We all also know that anyone who does succeed in building something in the modern economy didn't do it on their own. We know this because the President has told us that "You didn't build that".

However, here's a story about cute kittens that relies upon the first assertion above and is also something of a refutation of the second.

Cat pictures have become a staple of the internet, but one robotics firm is bring real felines online with an internet connected cat toy and webcam.

Idaho firm has already installed its system in 10 animals shelters across the US, letting anyone play with cats via the system.

Users join a virtual queue, and can then control three toys and a webcam in the enclosure.

So what they're doing is fixing up a few toys in the animal shelters where the orphan kittens are. These can be controlled by an internet user remotely and there's a webcam to allow that user to see what is happening.

Partly this is simply fun: who doesn't like playing with cats. But it has also raised cat adoption rates significantly at those shelters that have them which is also good.

But what about the point of who built this? Certainly, the internet needed to exist before this could have. So can't we say that they really didn't build that?

No, because that's not quite the point. That we all build on the achievements of earlier generations is obvious. But that's not a reason for us to be taxed more highly because we have done so. Quite the contrary: the most difficult thing is working out quite how to add to the things that previous generations have already developed for us. And this is something that simply cannot be done by any form of planning.

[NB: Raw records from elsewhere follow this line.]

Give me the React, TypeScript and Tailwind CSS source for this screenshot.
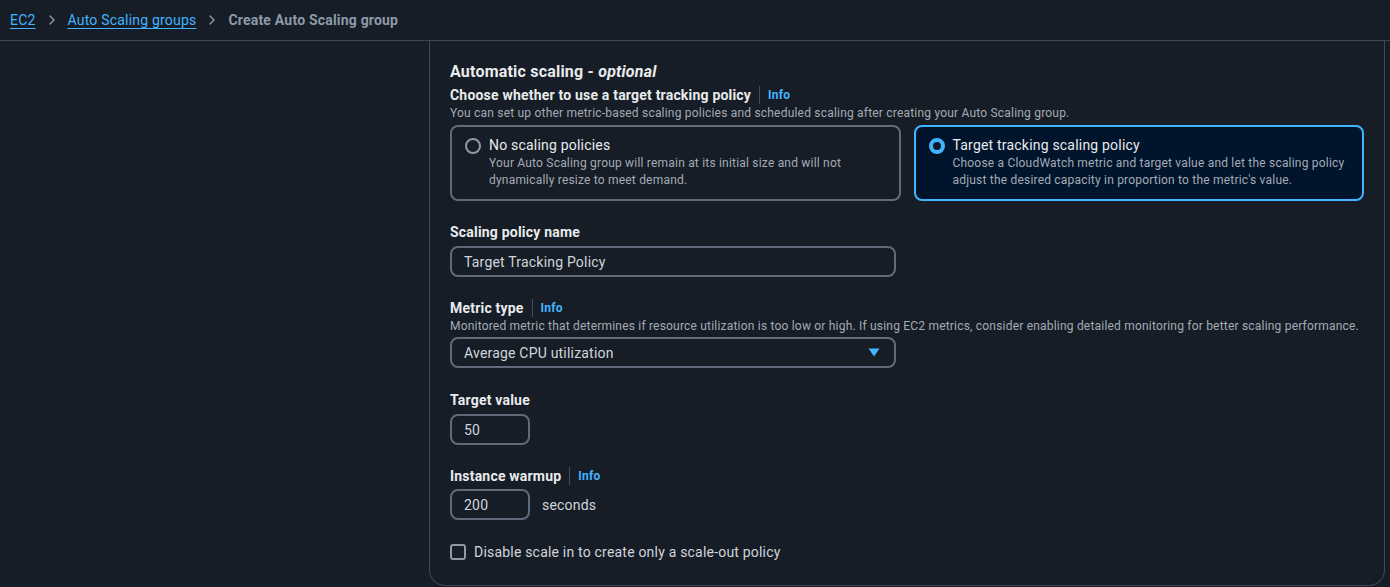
import { ChevronRight } from "lucide-react";

const font = { fontFamily: 'Roboto, "Noto Sans", Arial, sans-serif' };

const Info = () => (
  <span className="flex items-center">
    <span className="mx-2 h-[18px] w-px bg-[#414d5c]" />
    <span className="text-xs font-bold text-[#42b4ff]">Info</span>
  </span>
);

const Label = ({ text, info }: { text: string; info?: boolean }) => (
  <div className="flex items-center h-[20px]">
    <span className="text-sm font-bold text-[#e9ebed]">{text}</span>
    {info && <Info />}
  </div>
);

const Tile = ({
  title,
  desc,
  selected,
}: {
  title: string;
  desc: string;
  selected?: boolean;
}) => (
  <div
    className={
      selected
        ? "flex-1 rounded-lg border-2 border-[#42b4ff] bg-[#00142b] px-[13px] pt-[8px] pb-[10px] flex gap-2"
        : "flex-1 rounded-lg border-2 border-[#5f6b7a] px-[13px] pt-[8px] pb-[10px] flex gap-2"
    }
  >
    <div className="pt-[3px]">
      {selected ? (
        <div className="w-4 h-4 rounded-full border-[4px] border-[#42b4ff] bg-[#0f1b2a] flex items-center justify-center">
          <div className="w-[6px] h-[6px] rounded-full bg-[#0f1b2a]" />
        </div>
      ) : (
        <div className="w-4 h-4 rounded-full border-2 border-[#8d99a8]" />
      )}
    </div>
    <div className="flex flex-col">
      <span className="text-sm leading-5 text-[#e9ebed]">{title}</span>
      <span className="text-xs leading-[17px] text-[#a4abb5]">{desc}</span>
    </div>
  </div>
);

const Input = ({ value, className }: { value: string; className: string }) => (
  <div
    className={
      "h-[31px] rounded-lg border-2 border-[#5f6b7a] px-[12px] flex items-center text-sm text-[#d1d5db] " +
      className
    }
  >
    {value}
  </div>
);

export default function App() {
  return (
    <div
      className="w-[1390px] h-[587px] bg-[#161d26] overflow-hidden flex flex-col tracking-[0.2px]"
      style={font}
    >
      <div className="h-[41px] shrink-0 border-b border-[#424650] flex items-center px-[10px] text-sm gap-2">
        <span className="text-[#42b4ff] underline underline-offset-[3px]">EC2</span>
        <ChevronRight className="w-4 h-4 text-[#8d99a8]" strokeWidth={2} />
        <span className="text-[#42b4ff] underline underline-offset-[3px]">Auto Scaling groups</span>
        <ChevronRight className="w-4 h-4 text-[#8d99a8]" strokeWidth={2} />
        <span className="font-bold text-[#8d99a8]">Create Auto Scaling group</span>
      </div>
      <div className="flex">
        <div className="w-[429px] shrink-0" />
        <div className="w-[956px] h-[545px] border border-t-0 border-[#424650] rounded-b-2xl px-5 pt-[19px]">
          <h2 className="text-base font-bold text-[#e9ebed] leading-6 mb-[1px]">
            Automatic scaling - <i>optional</i>
          </h2>
          <Label text="Choose whether to use a target tracking policy" info />
          <p className="text-xs leading-4 text-[#a4abb5]">
            You can set up other metric-based scaling policies and scheduled scaling after creating your Auto Scaling group.
          </p>
          <div className="flex gap-[13px] mt-[4px] w-[914px]">
            <Tile
              title="No scaling policies"
              desc="Your Auto Scaling group will remain at its initial size and will not dynamically resize to meet demand."
            />
            <Tile
              selected
              title="Target tracking scaling policy"
              desc="Choose a CloudWatch metric and target value and let the scaling policy adjust the desired capacity in proportion to the metric's value."
            />
          </div>

          <div className="mt-[21px]">
            <Label text="Scaling policy name" />
            <Input value="Target Tracking Policy" className="w-[446px] mt-[4px]" />
          </div>

          <div className="mt-[21px]">
            <Label text="Metric type" info />
            <p className="text-xs leading-4 text-[#a4abb5]">
              Monitored metric that determines if resource utilization is too low or high. If using EC2 metrics, consider enabling detailed monitoring for better scaling performance.
            </p>
            <div className="w-[446px] mt-[3px] h-[31px] rounded-lg border-2 border-[#5f6b7a] pl-[12px] pr-[14px] flex items-center justify-between text-sm text-[#d1d5db]">
              <span>Average CPU utilization</span>
              <svg width="12" height="9" viewBox="0 0 12 9">
                <path d="M0.5 0.5 H11.5 L6 8.5 Z" fill="#42b4ff" />
              </svg>
            </div>
          </div>

          <div className="mt-[22px]">
            <Label text="Target value" />
            <Input value="50" className="w-[80px] mt-[4px]" />
          </div>

          <div className="mt-[21px]">
            <Label text="Instance warmup" info />
            <div className="flex items-center gap-3 mt-[3px]">
              <Input value="200" className="w-[80px]" />
              <span className="text-sm text-[#d1d5db]">seconds</span>
            </div>
          </div>

          <div className="flex items-center gap-2 mt-[22px]">
            <div className="w-4 h-4 rounded-[3px] border-2 border-[#8d99a8]" />
            <span className="text-sm text-[#d1d5db]">Disable scale in to create only a scale-out policy</span>
          </div>
        </div>
      </div>
    </div>
  );
}
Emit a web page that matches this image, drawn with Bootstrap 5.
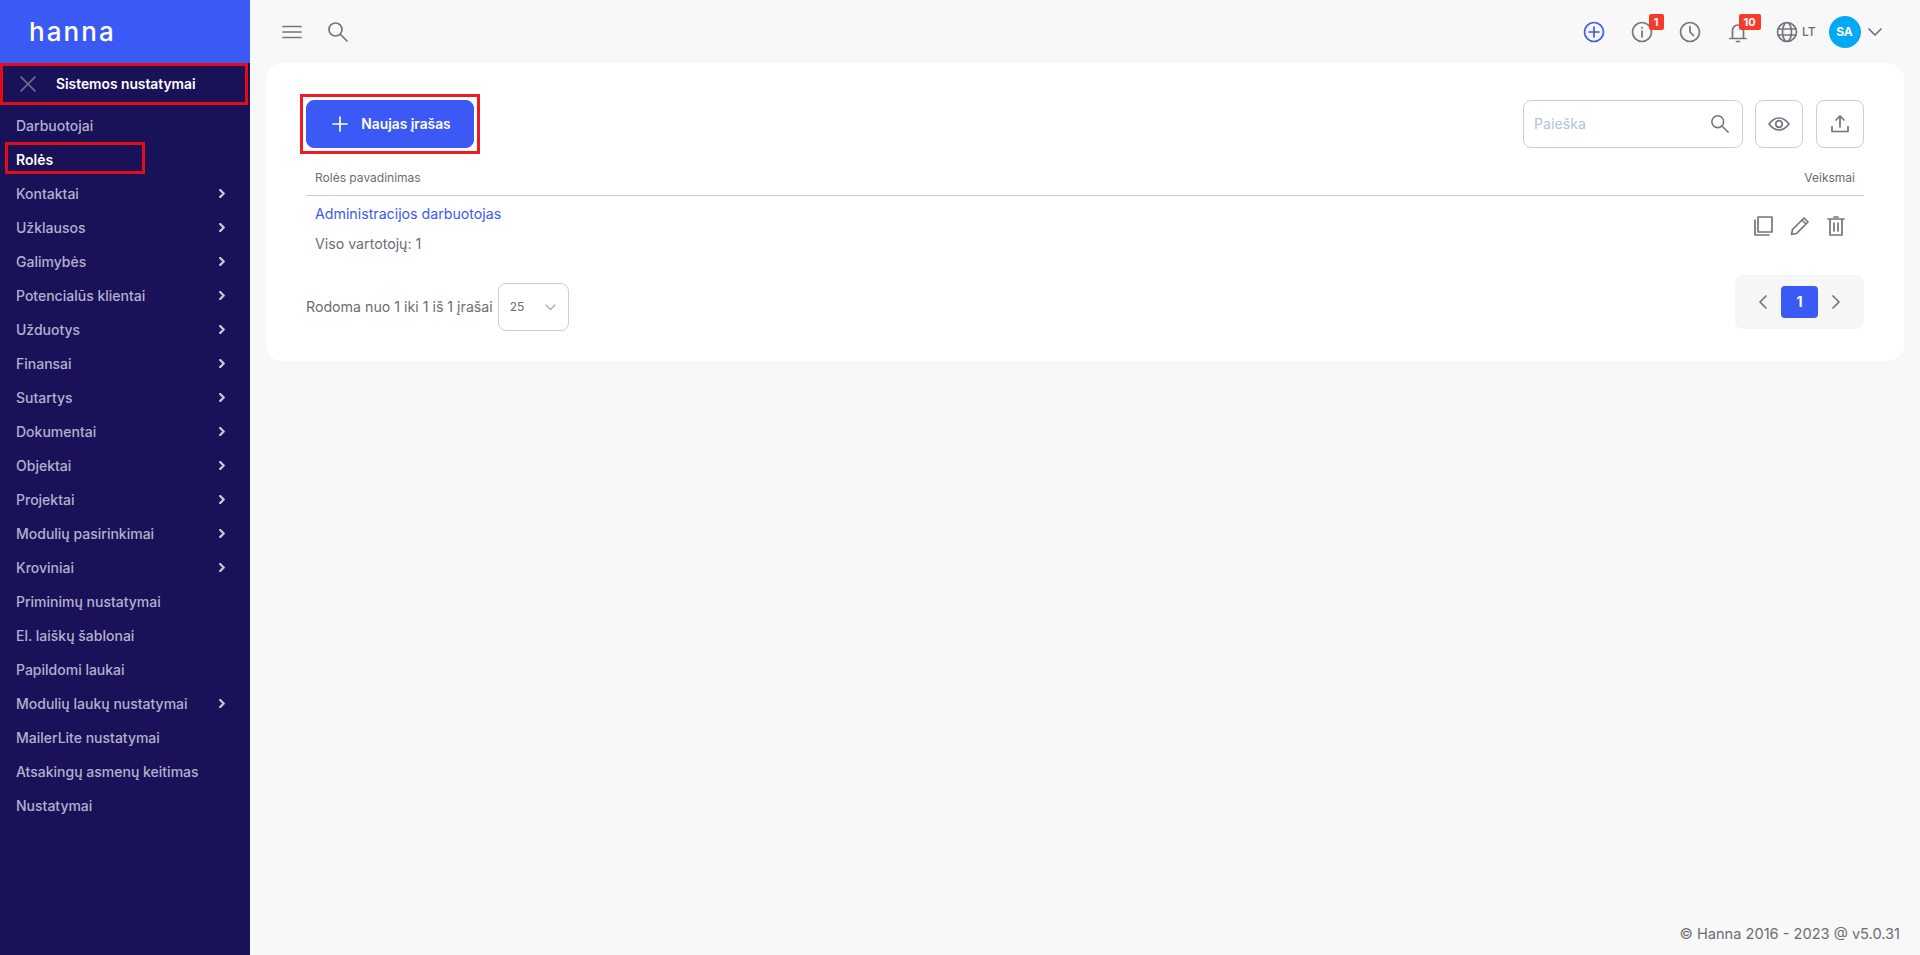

And if it can't be done by planning then it cannot be done by government or any form of bureaucracy. It has to be left to the randomness and chaos of the market. My proof here would be that no planning process at all is going to either come up with or approve of investment in a system so that people can remotely play with cats.

And therefore, if it's the market, necessarily, which is what allows these new uses and new things to do to be discovered then the case for higher taxation falls away. If government didn't build it then why should government get any money from it's having been built?